▶ _DATA TO USE_:
------------------------------

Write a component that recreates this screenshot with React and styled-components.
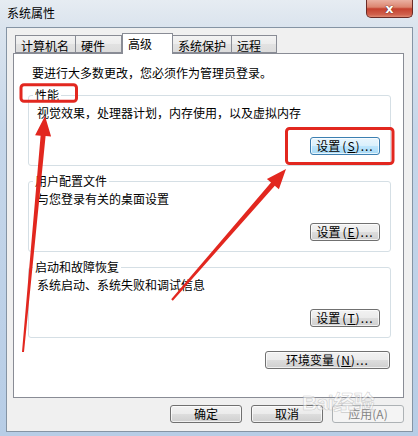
import styled, { createGlobalStyle } from 'styled-components';

const GlobalStyle = createGlobalStyle`
    html, body {
        margin: 0;
        padding: 0;
    }
    body {
        font-family: "Noto Sans CJK SC", "Noto Sans", sans-serif;
        font-size: 12px;
        color: #000;
    }
`

const Window = styled.div`
    position: relative;
    width: 418px;
    height: 436px;
    box-sizing: border-box;
    padding: 0 5px 4px 6px;
    display: flex;
    flex-direction: column;
    overflow: hidden;
    background: linear-gradient(180deg, #e6ecf2 0%, #dbe4ee 6%, #c6d7ea 30%, #b7cde6 100%);
`

const TitleBar = styled.div`
    display: flex;
    justify-content: space-between;
    align-items: flex-start;
    height: 27px;
    flex-shrink: 0;
`

const Title = styled.div`
    padding: 6px 0 0 1px;
    line-height: 14px;
`

const CloseButton = styled.div`
    width: 47px;
    height: 18px;
    box-sizing: border-box;
    border: 1px solid #6a2b26;
    border-top: none;
    border-radius: 0 0 5px 5px;
    background: linear-gradient(180deg, #eab0a2 0%, #dc8570 42%, #c5412f 52%, #d0604c 85%, #e08a72 100%);
    display: flex;
    align-items: center;
    justify-content: center;
    color: #fff;
    font-family: "DejaVu Sans", sans-serif;
    font-weight: bold;
    font-size: 13px;
    line-height: 1;
    text-shadow: 0 0 1px #5a1f1a, 0 0 1px #5a1f1a;
`

const Client = styled.div`
    flex: 1;
    border: 1px solid #8594a4;
    background: #f0f0f0;
    padding: 5px 8px 0 6px;
    display: flex;
    flex-direction: column;
`

const TabRow = styled.div`
    display: flex;
    align-items: flex-end;
    height: 21px;
    padding-left: 2px;
    margin-bottom: -1px;
    position: relative;
    z-index: 1;
`

const Tab = styled.div`
    box-sizing: border-box;
    width: ${p => p.$w}px;
    height: ${p => (p.$active ? 21 : 18)}px;
    margin-left: ${p => p.$ml || 0}px;
    margin-bottom: ${p => (p.$active ? 0 : 1)}px;
    border: 1px solid #898c95;
    border-bottom: ${p => (p.$active ? 'none' : '1px solid #898c95')};
    background: ${p => (p.$active ? '#fff' : 'linear-gradient(180deg, #f3f3f3 0%, #ececec 50%, #e2e2e2 51%, #dcdcdc 100%)')};
    padding: 3px 0 0 ${p => (p.$active ? 5 : 5)}px;
    line-height: 14px;
    white-space: nowrap;
`

const Panel = styled.div`
    flex: none;
    height: 345px;
    box-sizing: border-box;
    background: #fff;
    border: 1px solid #898c95;
    padding: 12px 12px 0 14px;
`

const Intro = styled.div`
    margin-left: 4px;
    line-height: 14px;
`

const Group = styled.fieldset`
    margin: 8px 0 0;
    min-width: 0;
    border: 1px solid #d5dfe5;
    border-radius: 3px;
    padding: 4px 10px 10px 8px;
`

const Legend = styled.legend`
    padding: 0 2px;
    margin-left: -4px;
    line-height: 14px;
`

const GroupText = styled.div`
    line-height: 14px;
`

const ButtonRow = styled.div`
    display: flex;
    justify-content: flex-end;
    margin-top: ${p => p.$mt || 0}px;
    padding-right: ${p => p.$pr || 0}px;
`

const Button = styled.div`
    width: ${p => p.$w}px;
    height: 18px;
    box-sizing: border-box;
    border: 1px solid ${p => (p.$focused ? '#3c7fb1' : p.$disabled ? '#adb2b5' : '#707070')};
    border-radius: 3px;
    background: ${p => (p.$focused
        ? 'linear-gradient(180deg, #eaf6fd 0%, #d9f0fc 50%, #bee6fd 51%, #a7d9f5 100%)'
        : p.$disabled
            ? '#f4f4f4'
            : 'linear-gradient(180deg, #f2f2f2 0%, #ebebeb 50%, #dddddd 51%, #cfcfcf 100%)')};
    box-shadow: ${p => (p.$disabled ? 'none' : 'inset 0 0 0 1px rgba(255,255,255,0.7)')};
    color: ${p => (p.$disabled ? '#838383' : '#000')};
    display: flex;
    align-items: center;
    justify-content: center;
    line-height: 14px;
    white-space: nowrap;
`

const Key = styled.span`
    letter-spacing: 1px;
    margin-left: 2px;
`

const Footer = styled.div`
    display: flex;
    justify-content: flex-end;
    gap: 9px;
    margin-top: 7px;
`

const Overlay = styled.svg`
    position: absolute;
    left: 0;
    top: 0;
    pointer-events: none;
`

const Watermark = styled.div`
    position: absolute;
    left: 302px;
    top: 386px;
    font-family: "Liberation Sans", "Noto Sans CJK SC", sans-serif;
    font-size: 21px;
    font-weight: bold;
    color: rgba(255, 255, 255, 0.55);
    -webkit-text-stroke: 0.6px rgba(150, 150, 150, 0.45);
    pointer-events: none;
    letter-spacing: -0.5px;
`

const Label = ({ text, k }) => (
    <>
        {text}<Key>(<u>{k}</u>)...</Key>
    </>
)

const tabs = [
    { name: '计算机名', w: 61, ml: 0 },
    { name: '硬件', w: 47, ml: -1 },
    { name: '高级', w: 51, ml: 0, active: true },
    { name: '系统保护', w: 60, ml: -1 },
    { name: '远程', w: 46, ml: -1 },
]

const groups = [
    { title: '性能', text: '视觉效果，处理器计划，内存使用，以及虚拟内存', k: 'S', focused: true },
    { title: '用户配置文件', text: '与您登录有关的桌面设置', k: 'E' },
    { title: '启动和故障恢复', text: '系统启动、系统失败和调试信息', k: 'T' },
]

const red = '#e2271f'

const App = () => {
    return (
        <Window>
            <GlobalStyle />
            <TitleBar>
                <Title>系统属性</Title>
                <CloseButton>x</CloseButton>
            </TitleBar>
            <Client>
                <TabRow>
                    {tabs.map(t => (
                        <Tab key={t.name} $w={t.w} $ml={t.ml} $active={t.active}>{t.name}</Tab>
                    ))}
                </TabRow>
                <Panel>
                    <Intro>要进行大多数更改，您必须作为管理员登录。</Intro>
                    {groups.map(g => (
                        <Group key={g.title}>
                            <Legend>{g.title}</Legend>
                            <GroupText>{g.text}</GroupText>
                            <ButtonRow $mt={17}>
                                <Button $w={70} $focused={g.focused}><Label text="设置" k={g.k} /></Button>
                            </ButtonRow>
                        </Group>
                    ))}
                    <ButtonRow $mt={13} $pr={1}>
                        <Button $w={125}><Label text="环境变量" k="N" /></Button>
                    </ButtonRow>
                </Panel>
                <Footer>
                    <Button $w={72}>确定</Button>
                    <Button $w={72}>取消</Button>
                    <Button $w={72} $disabled>应用(A)</Button>
                </Footer>
            </Client>
            <Watermark>Bai经验</Watermark>
            <Overlay width="418" height="436" viewBox="0 0 418 436">
                <rect x="21" y="84.8" width="55.5" height="16.5" rx="3" fill="none" stroke={red} strokeWidth="3" />
                <rect x="286.5" y="128.5" width="106.5" height="35" rx="3" fill="none" stroke={red} strokeWidth="3" />
                <polygon
                    fill={red}
                    points="24,352.1 45.6,136.1 51.1,136.6 45,116 35.1,135.2 40.6,135.7 22,351.9"
                />
                <polygon
                    fill={red}
                    points="172.8,300.7 274.8,185.7 278.9,189.3 286,169 266.9,178.9 271,182.5 171.2,299.3"
                />
            </Overlay>
        </Window>
    )
}

export default App;
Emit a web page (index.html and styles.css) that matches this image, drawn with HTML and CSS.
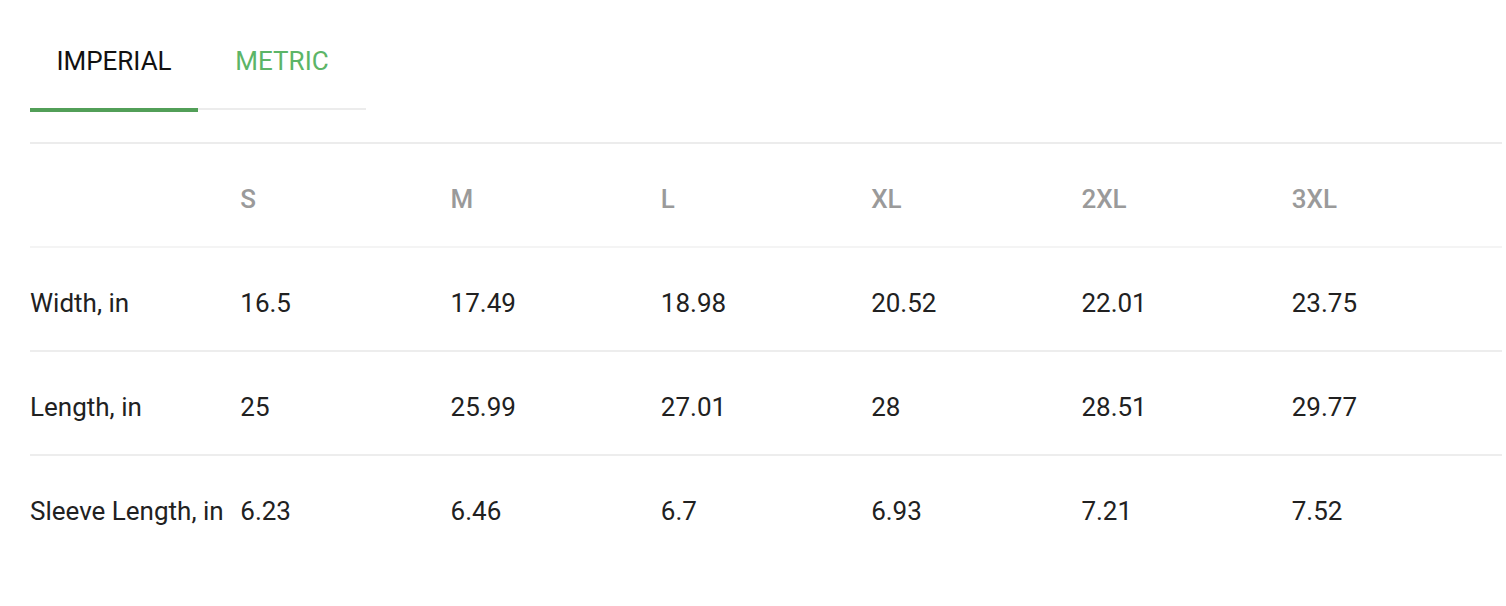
FILE: index.html
```html
<!DOCTYPE html>
<html>
<head>
<meta charset="utf-8">
<link rel="stylesheet" href="styles.css">
</head>
<body>
<div class="page">
  <div class="tabs">
    <div class="tab tab-active">IMPERIAL</div>
    <div class="tab">METRIC</div>
  </div>
  <table class="sizes">
    <thead>
      <tr class="head-row">
        <th></th><th>S</th><th>M</th><th>L</th><th>XL</th><th>2XL</th><th>3XL</th>
      </tr>
    </thead>
    <tbody>
      <tr>
        <td>Width, in</td><td>16.5</td><td>17.49</td><td>18.98</td><td>20.52</td><td>22.01</td><td>23.75</td>
      </tr>
      <tr>
        <td>Length, in</td><td>25</td><td>25.99</td><td>27.01</td><td>28</td><td>28.51</td><td>29.77</td>
      </tr>
      <tr class="last-row">
        <td>Sleeve Length, in</td><td>6.23</td><td>6.46</td><td>6.7</td><td>6.93</td><td>7.21</td><td>7.52</td>
      </tr>
    </tbody>
  </table>
</div>
</body>
</html>
```

FILE: styles.css
```css
html, body {
  margin: 0;
  padding: 0;
  background: #fff;
}

body {
  font-family: Roboto, "Liberation Sans", Arial, sans-serif;
  color: #212121;
}

.page {
  padding-left: 30px;
  width: 1472px;
}

.tabs {
  display: flex;
  align-items: flex-start;
}

.tab {
  width: 168px;
  box-sizing: border-box;
  padding: 46px 0 32px;
  font-size: 26px;
  line-height: 30px;
  text-align: center;
  color: #5cb567;
  border-bottom: 2px solid #ececec;
}

.tab-active {
  color: #111;
  border-bottom: 4px solid #529f58;
}

.sizes {
  margin-top: 30px;
  width: 1472px;
  table-layout: fixed;
  border-collapse: collapse;
  border-top: 2px solid #ececec;
}

.sizes th,
.sizes td {
  padding: 40px 0 32px;
  font-size: 26px;
  line-height: 30px;
  text-align: left;
  white-space: nowrap;
  border-bottom: 2px solid #ededed;
}

.sizes th {
  font-weight: 500;
  color: #9a9a9a;
}

.head-row th {
  border-bottom-color: #f4f4f4;
}

.sizes td {
  color: #212121;
}

.last-row td {
  border-bottom: none;
}
```
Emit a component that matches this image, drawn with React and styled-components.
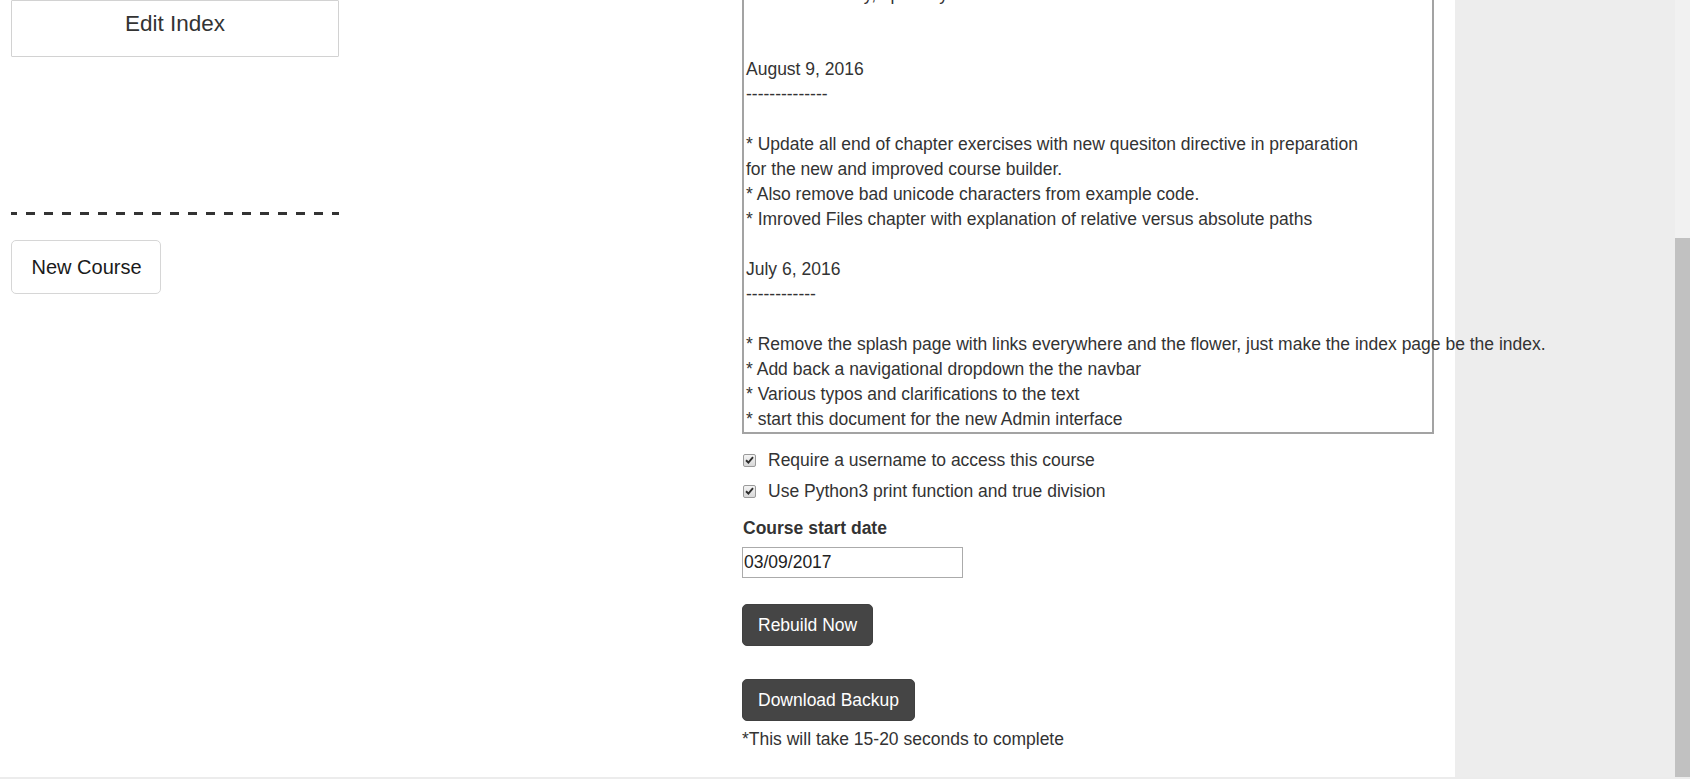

------------------------------

▶ _PROBLEM REQUIREMENTS_:
Note each line of the entries that has "with" in it, and copy those lines.

▶ _RESPONSE_:
Write a component that recreates this screenshot with React and styled-components.
Emit a web page (index.html and styles.css) that matches this image, drawn with HTML and CSS.
Emit a component that matches this image, drawn with React and styled-components.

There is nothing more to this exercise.